“Musical ability is not an inborn talent but an ability which can be developed. Any child who is properly trained can develop musical ability just as all children develop the ability to speak their mother tongue. The potential of every child is unlimited.” – Dr. Shi’nichi Suzuki
So, how does Suzuki work?
Dr Suzuki named his unique teaching method the “Mother Tongue Approach”, after having an “a-ha!” moment in Germany when he saw tiny German children chattering away in German, noticing the difference between their ease with their native language, and his struggle to learn it as a Japanese man in his 20s. He realized that if a young child can so easily learn to speak his/her native tongue, then surely they could learn music the same way – as long as their they had encouraging parents who were willing to create a musical environment play in the home.
Just as when a child learns to speak, the following factors are at work in the Suzuki Method of learning music: Listening • Motivation • Repetition • Step-by-step mastery • Memory • Vocabulary • Parental Involvement • Love
Because the Suzuki Method so closely follows language learning, Dr. Suzuki always recommended that music should become an important part of the baby’s environment from birth (or even before). When a baby’s environment includes beautiful music as well as the sounds of its native language, it makes complete sense that the child will develop the ability to speak and to play a musical instrument (with technical guidance) before being required to read in either language. Suzuki lessons often can begin as early as 3 years of age, which is the age of learners that Little Music accepts students into the piano program.
Listening To Your Recording (and other beautiful music)
Children learn to speak by listening and imitating the spoken language they hear around them. In Suzuki teaching, much emphasis is placed on daily listening to recordings of the Suzuki repertoire, as well as music in general. The more frequently the students listen to the recordings, the more easily they learn to play. As a students’ only frame of reference to their pieces in the early years of Suzuki learning, it is essential that the recording is played on a daily basis.
Not only does constant listening to music performed with beautiful tone provide children with a role model for their playing, but it boosts their own artistic sensitivity and interpretation. In the lessons, the production of fine tone and sensitive playing is prioritized from day one.
Parental Involvement Is Essential
Parents play a crucial role in Suzuki. Learning takes place in an environment of co-operation between teacher, parent and child. The parent’s role includes attending each lesson with the student, taking notes, and then being the “home teacher” at practice times. It is also the parents’ responsibility to play the recordings daily, help to create an environment of affection, support, encouragement and understanding – even when they feel too busy or distracted, we ask that this is set aside in order to focus on time spent with the child in home practice – whether for 5 minutes with a beginning student or 1 hour with an advanced.
Encouragement Is Key
A positive, nurturing environment is created in the lesson, and is also expected at home – especially around practice time. Parents need to ensure that all members of the family understand this. Children learn with great zeal when they are sincerely praised for their efforts, and encouraged to keep going.
The Pieces in the Repertoire
Perhaps Dr. Suzuki’s most important contribution to music education is the unique order of the repertoire.
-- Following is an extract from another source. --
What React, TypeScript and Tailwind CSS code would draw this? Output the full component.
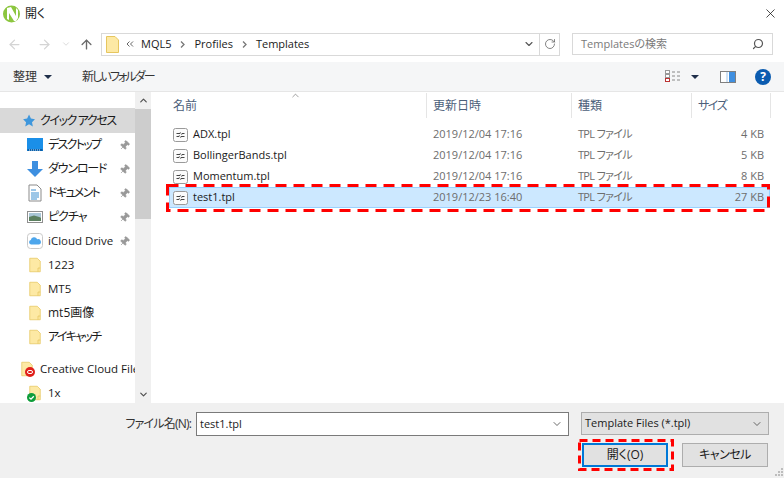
import { ArrowLeft, ArrowRight, ArrowUp, ChevronDown, ChevronUp, RotateCw, Search, Pin, X } from "lucide-react";

const font = { fontFamily: '"Open Sans", "Noto Sans CJK JP", sans-serif' };

const FolderIcon = ({ size = 16 }: { size?: number }) => (
  <svg width={size} height={size + 4} viewBox="0 0 16 20" className="shrink-0">
    <path d="M1 1 H11 L15 5 V19 H1 Z" fill="#fde9a4" stroke="#e6c65f" />
    <path d="M12 19 V14 H15" fill="none" stroke="#e6c65f" />
  </svg>
);

const TplIcon = () => (
  <svg width="16" height="14" viewBox="0 0 16 14" className="shrink-0">
    <rect x="0.5" y="0.5" width="14" height="13" rx="2" fill="#fbfbfb" stroke="#9a9a9a" />
    <path d="M3.5 5.5 H7 M9 5.5 H11.5 M3.5 8.5 H6 M8 8.5 H11.5" stroke="#444" strokeWidth="1" />
    <path d="M7 4 L9 7 M6 7 L8 10" stroke="#666" strokeWidth="0.8" />
  </svg>
);

const SideIcon = ({ name }: { name: string }) => {
  if (name === "desktop")
    return (
      <svg width="16" height="14" viewBox="0 0 16 14">
        <rect width="16" height="13" fill="#1a8fe8" />
        <rect x="0.5" y="11" width="15" height="2" fill="#0b5fa8" />
        <path d="M2 12 H13" stroke="#cfe8fb" strokeDasharray="1 1" />
      </svg>
    );
  if (name === "download")
    return (
      <svg width="16" height="16" viewBox="0 0 16 16">
        <path d="M5 0 H11 V8 H16 L8 16 L0 8 H5 Z" fill="#3d8fe0" />
      </svg>
    );
  if (name === "doc")
    return (
      <svg width="14" height="18" viewBox="0 0 14 18">
        <path d="M1 1 H9 L13 5 V17 H1 Z" fill="#fff" stroke="#8b8b8b" />
        <path d="M3 6 H8 M3 9 H11 M3 11 H11 M3 13 H11 M3 15 H9" stroke="#3c8fd0" />
      </svg>
    );
  if (name === "pic")
    return (
      <svg width="16" height="12" viewBox="0 0 16 12">
        <rect x="0.5" y="0.5" width="15" height="11" fill="#fff" stroke="#8f8f8f" />
        <rect x="2" y="2" width="12" height="4" fill="#a9c6d6" />
        <path d="M2 6 L7 4.5 L14 6.5 V10 H2 Z" fill="#5c8060" />
      </svg>
    );
  if (name === "icloud")
    return (
      <svg width="16" height="16" viewBox="0 0 16 16">
        <rect x="0.5" y="0.5" width="15" height="15" rx="3" fill="#fff" stroke="#c9c9c9" />
        <path d="M4 11.5 A2.3 2.3 0 0 1 3.8 7 A3.4 3.4 0 0 1 10.2 6.2 A2.7 2.7 0 0 1 12 11.5 Z" fill="#4da6ec" />
      </svg>
    );
  return <FolderIcon size={12} />;
};

const quick = [
  { label: "デスクトップ", icon: "desktop", pin: true, cls: "tracking-[-1.7px]" },
  { label: "ダウンロード", icon: "download", pin: true, cls: "tracking-[-1.2px]" },
  { label: "ドキュメント", icon: "doc", pin: true, cls: "tracking-[-1.7px]" },
  { label: "ピクチャ", icon: "pic", pin: true, cls: "tracking-[-1px]" },
  { label: "iCloud Drive", icon: "icloud", pin: true, cls: "text-[11.5px]" },
  { label: "1223", icon: "folder", pin: false, cls: "text-[11.5px]" },
  { label: "MT5", icon: "folder", pin: false, cls: "text-[11.5px]" },
  { label: "mt5画像", icon: "folder", pin: false, cls: "" },
  { label: "アイキャッチ", icon: "folder", pin: false, cls: "tracking-[-1.7px]" },
];

const files = [
  { name: "ADX.tpl", date: "2019/12/04 17:16", size: "4 KB" },
  { name: "BollingerBands.tpl", date: "2019/12/04 17:16", size: "5 KB" },
  { name: "Momentum.tpl", date: "2019/12/04 17:16", size: "8 KB" },
  { name: "test1.tpl", date: "2019/12/23 16:40", size: "27 KB", selected: true },
];

export default function App() {
  return (
    <div style={font} className="relative flex h-[478px] w-[784px] flex-col overflow-hidden bg-white text-[11px] text-[#1a1a1a] [font-feature-settings:'palt']">
      {/* title bar */}
      <div className="flex h-[27px] shrink-0 items-center pl-[3px] pr-[5px]">
        <svg width="17" height="18" viewBox="0 0 17 18" className="shrink-0">
          <circle cx="8.5" cy="9" r="8.5" fill="#8cc63f" />
          <path d="M4 3 L8 2 L13 11 V3 L15 5 V13 L13 16 H11 L6 8 V15 L4 14 Z" fill="#fff" />
        </svg>
        <span className="ml-[5px] text-[12px]">開く</span>
        <X size={15} strokeWidth={1.2} className="ml-auto mr-[1px] text-[#111]" />
      </div>

      {/* nav bar */}
      <div className="flex h-[35px] shrink-0 items-center pb-[1px]">
        <ArrowLeft size={15} strokeWidth={2} className="ml-[7px] text-[#d4d4d4]" />
        <ArrowRight size={15} strokeWidth={2} className="ml-[15px] text-[#d4d4d4]" />
        <ChevronDown size={10} strokeWidth={2} className="ml-[9px] text-[#d4d4d4]" />
        <ArrowUp size={15} strokeWidth={2.2} className="ml-[8px] text-[#6b6b6b]" />
        <div className="ml-[7px] flex h-[23px] w-[459px] items-center border border-[#d9d9d9]">
          <svg width="13" height="17" viewBox="0 0 13 17" className="ml-[4px] shrink-0">
            <path d="M0.5 0.5 H9 L12.5 4 V16.5 H0.5 Z" fill="#fde9a4" stroke="#e6c65f" />
          </svg>
          <svg width="8" height="6" viewBox="0 0 8 6" className="ml-[7px] shrink-0">
            <path d="M3.5 0.5 L1 3 L3.5 5.5 M7 0.5 L4.5 3 L7 5.5" fill="none" stroke="#666" />
          </svg>
          <span className="ml-[7px]">MQL5</span>
          <svg width="5" height="7" viewBox="0 0 5 7" className="ml-[9px] shrink-0">
            <path d="M1 0.5 L4 3.5 L1 6.5" fill="none" stroke="#777" strokeWidth="1.3" />
          </svg>
          <span className="ml-[9px]">Profiles</span>
          <svg width="5" height="7" viewBox="0 0 5 7" className="ml-[9px] shrink-0">
            <path d="M1 0.5 L4 3.5 L1 6.5" fill="none" stroke="#777" strokeWidth="1.3" />
          </svg>
          <span className="ml-[9px]">Templates</span>
          <div className="ml-auto flex h-full items-center">
            <ChevronDown size={12} strokeWidth={2.2} className="mr-[4px] text-[#555]" />
            <div className="flex h-full w-[20px] items-center justify-center border-l border-[#d9d9d9]">
              <RotateCw size={12} strokeWidth={1.6} className="text-[#666]" />
            </div>
          </div>
        </div>
        <div className="ml-[12px] flex h-[22px] w-[201px] items-center justify-between border border-[#d9d9d9] pl-[8px] pr-[8px] text-[#7a7a7a]">
          <span>Templatesの検索</span>
          <Search size={12} strokeWidth={2.4} className="-scale-x-100 text-[#555]" />
        </div>
      </div>

      {/* toolbar */}
      <div className="flex h-[30px] shrink-0 items-center border-b border-[#e6e6e6] bg-[#f5f6f7] pl-[13px] text-[12px] text-[#333]">
        <span>整理</span>
        <span className="ml-[7px] h-0 w-0 border-x-[4px] border-t-[4px] border-x-transparent border-t-[#1f2f4a]" />
        <span className="ml-[30px] tracking-[-1.9px]">新しいフォルダー</span>
        <div className="ml-auto flex items-center pr-[13px]">
          <svg width="16" height="13" viewBox="0 0 16 13">
            <rect x="0.5" y="0.5" width="4" height="3" fill="#fff" stroke="#999" />
            <rect x="0.5" y="4.5" width="4" height="3" fill="#fff" stroke="#999" />
            <rect x="0.5" y="8.5" width="4" height="3" fill="#fff" stroke="#b33" />
            <path d="M7 2 H10 M12 2 H15 M7 6 H10 M12 6 H15 M7 10 H10 M12 10 H15" stroke="#888" />
          </svg>
          <span className="ml-[10px] h-0 w-0 border-x-[4px] border-t-[4px] border-x-transparent border-t-[#1f2f4a]" />
          <svg width="16" height="12" viewBox="0 0 16 12" className="ml-[21px]">
            <rect x="0.5" y="0.5" width="15" height="11" fill="#fff" stroke="#808080" />
            <rect x="9" y="1" width="6" height="10" fill="#3f8fe0" />
            <path d="M7 1 V11" stroke="#a0c4e8" />
          </svg>
          <span className="ml-[19px] flex h-[16px] w-[16px] items-center justify-center rounded-full bg-[#0b5cb0] text-[12px] font-bold text-white">?</span>
        </div>
      </div>

      {/* main */}
      <div className="flex min-h-0 flex-1">
        <div className="w-[135px] shrink-0 overflow-hidden pt-[16px] whitespace-nowrap text-[12px]">
          <div className="flex h-[25px] items-center bg-[#d9d9d9] pl-[22px]">
            <svg width="13" height="13" viewBox="0 0 24 24" className="shrink-0">
              <path d="M13 1 L16.5 8.5 L24 9.5 L18.5 15 L20 23 L13 19 L6 23 L7.5 15 L2 9.5 L9.5 8.5 Z" fill="#3f97dc" />
            </svg>
            <span className="ml-[5px] tracking-[-1.4px]">クイック アクセス</span>
          </div>
          {quick.map((q) => (
            <div key={q.label} className="flex h-[24px] items-center">
              <div className="ml-[27px] flex w-[16px] shrink-0 justify-center">
                <SideIcon name={q.icon} />
              </div>
              <span className={`ml-[5px] ${q.cls}`}>{q.label}</span>
              {q.pin && <Pin size={11} strokeWidth={1.5} className="ml-auto mr-[5px] rotate-45 fill-[#999] text-[#999]" />}
            </div>
          ))}
          <div className="mt-[8px] flex h-[24px] items-center pl-[21px] text-[11.5px]">
            <div className="relative shrink-0">
              <FolderIcon size={12} />
              <span className="absolute bottom-[0px] left-[4px] flex h-[10px] w-[10px] items-center justify-center rounded-full bg-[#e0201b]">
                <span className="h-[4px] w-[6px] rounded-full border border-white" />
              </span>
            </div>
            <span className="ml-[7px]">Creative Cloud Files</span>
          </div>
          <div className="flex h-[24px] items-center pl-[29px] text-[11.5px]">
            <div className="relative shrink-0">
              <FolderIcon size={12} />
              <svg width="9" height="9" viewBox="0 0 9 9" className="absolute bottom-[-1px] left-[-2px]">
                <circle cx="4.5" cy="4.5" r="4.5" fill="#0f9d3a" />
                <path d="M2.3 4.6 L4 6.2 L6.8 3.2" fill="none" stroke="#fff" strokeWidth="1.3" />
              </svg>
            </div>
            <span className="ml-[7px]">1x</span>
          </div>
        </div>

        <div className="flex w-[16px] shrink-0 flex-col bg-[#f0f0f0]">
          <div className="flex h-[17px] items-center justify-center">
            <ChevronUp size={11} strokeWidth={2.6} className="text-[#505050]" />
          </div>
          <div className="h-[110px] bg-[#cdcdcd]" />
          <div className="flex flex-1 items-end justify-center pb-[3px]">
            <ChevronDown size={11} strokeWidth={2.6} className="text-[#505050]" />
          </div>
        </div>

        <div className="relative min-w-0 flex-1 pl-[18px]">
          <ChevronUp size={11} strokeWidth={1.2} className="absolute left-[139px] top-[-2px] text-[#555]" />
          <div className="flex h-[26px] items-center pt-[1px] text-[12px] text-[#4c607a]">
            <span className="ml-[4px] w-[253px]">名前</span>
            <span className="flex h-full w-[145px] items-center border-l border-[#e5e5e5] pl-[6px]">更新日時</span>
            <span className="flex h-full w-[120px] items-center border-l border-[#e5e5e5] pl-[6px]">種類</span>
            <span className="flex h-full w-[80px] items-center border-l border-r border-[#e5e5e5] pl-[6px] tracking-[-1.5px]">サイズ</span>
          </div>
          <div className="mt-[6px] text-[#6d6d6d]">
            {files.map((f) => (
              <div key={f.name} className={`flex h-[21px] w-[601px] items-center ${f.selected ? "border border-[#99d1ff] bg-[#cce8ff]" : "border border-transparent"}`}>
                <div className="ml-[3px] flex w-[254px] items-center">
                  <TplIcon />
                  <span className="ml-[4px] text-[#1a1a1a]">{f.name}</span>
                </div>
                <span className="w-[145px] pl-[6px]">{f.date}</span>
                <span className="w-[100px] pl-[6px] tracking-[-0.7px]">TPL ファイル</span>
                <span className="w-[92px] text-right">{f.size}</span>
              </div>
            ))}
          </div>
        </div>
      </div>

      {/* bottom panel */}
      <div className="relative flex h-[75px] shrink-0 flex-col bg-[#f0f0f0] pt-[9px]">
        <div className="flex items-start">
          <span className="flex h-[24px] w-[191px] items-center justify-end text-[12px] tracking-[-0.8px] text-[#333]">ファイル名(N):</span>
          <div className="ml-[5px] flex h-[24px] w-[373px] items-center justify-between border border-[#7a7a7a] bg-white pl-[3px] pr-[5px]">
            <span>test1.tpl</span>
            <ChevronDown size={12} strokeWidth={1.6} className="text-[#444]" />
          </div>
          <div className="ml-[12px] flex h-[23px] w-[188px] items-center justify-between border border-[#adadad] bg-[#e1e1e1] pl-[3px] pr-[5px]">
            <span>Template Files (*.tpl)</span>
            <ChevronDown size={12} strokeWidth={1.6} className="text-[#444]" />
          </div>
        </div>
        <div className="mt-[7px] flex items-center text-[12px]">
          <button className="ml-[582px] h-[24px] w-[86px] border-2 border-[#0078d7] bg-[#e1e1e1]">開く(O)</button>
          <button className="ml-[14px] h-[24px] w-[86px] border border-[#adadad] bg-[#e1e1e1] tracking-[-0.5px]">キャンセル</button>
        </div>
        <svg width="12" height="12" viewBox="0 0 12 12" className="absolute bottom-0 right-0">
          <path d="M9 2 h2 v2 h-2 Z M6 5 h2 v2 h-2 Z M9 5 h2 v2 h-2 Z M3 8 h2 v2 h-2 Z M6 8 h2 v2 h-2 Z M9 8 h2 v2 h-2 Z" fill="#bdbdbd" />
        </svg>
      </div>

      {/* red highlights */}
      <svg width="604" height="28" viewBox="0 0 604 28" className="absolute left-[166px] top-[184px]">
        <rect x="1.5" y="1.5" width="601" height="25" fill="none" stroke="#ff0000" strokeWidth="3" strokeDasharray="11 7" />
      </svg>
      <svg width="96" height="32" viewBox="0 0 96 32" className="absolute left-[578px] top-[439px]">
        <rect x="1.5" y="1.5" width="93" height="29" fill="none" stroke="#ff0000" strokeWidth="3" strokeDasharray="8 5" />
      </svg>
    </div>
  );
}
Each carefully chosen piece becomes a building block for future learning. Technique, musical challenges and style are developed through the pieces, as opposed to trying to accomplish these through dry technical exercises.
Because each instrument in Suzuki has its own repertoire, it creates a familiarity and kinship between students, who can all play the same pieces on their respective instruments.
At the same time, the spirit of Suzuki teaching may encompass all styles and periods of music. Teachers may give supplementary material which may help to widen the students’ musical experience.
Reading music is not taught first in Suzuki – rather, it follows the acquisition of good aural, technical and musical skills, just as reading language begins after a child can speak fluently. The stage at which the child begins to learn reading music depends on the age and development of the child – and always after basic playing skills have been mastered. This way, the child maintains their focus on beautiful tone, expression and phrasing.
Integrating the music reading program with the Suzuki repertoire is vital to the child’s musical development.
Individual Lessons and Group Lessons, or Observations
As well as their individual lessons, students may participate in group lessons and/or observe the lessons of other children in the Little Music studio. The common repertoire enables them to play together, giving them valuable community-building and positive reinforcement of concepts learned in their individual lessons. As well as wonderful motivational tools (children love to do what they have seen other children doing), observing the lessons of other children provides supplementary learning to their own time at the piano with their teacher.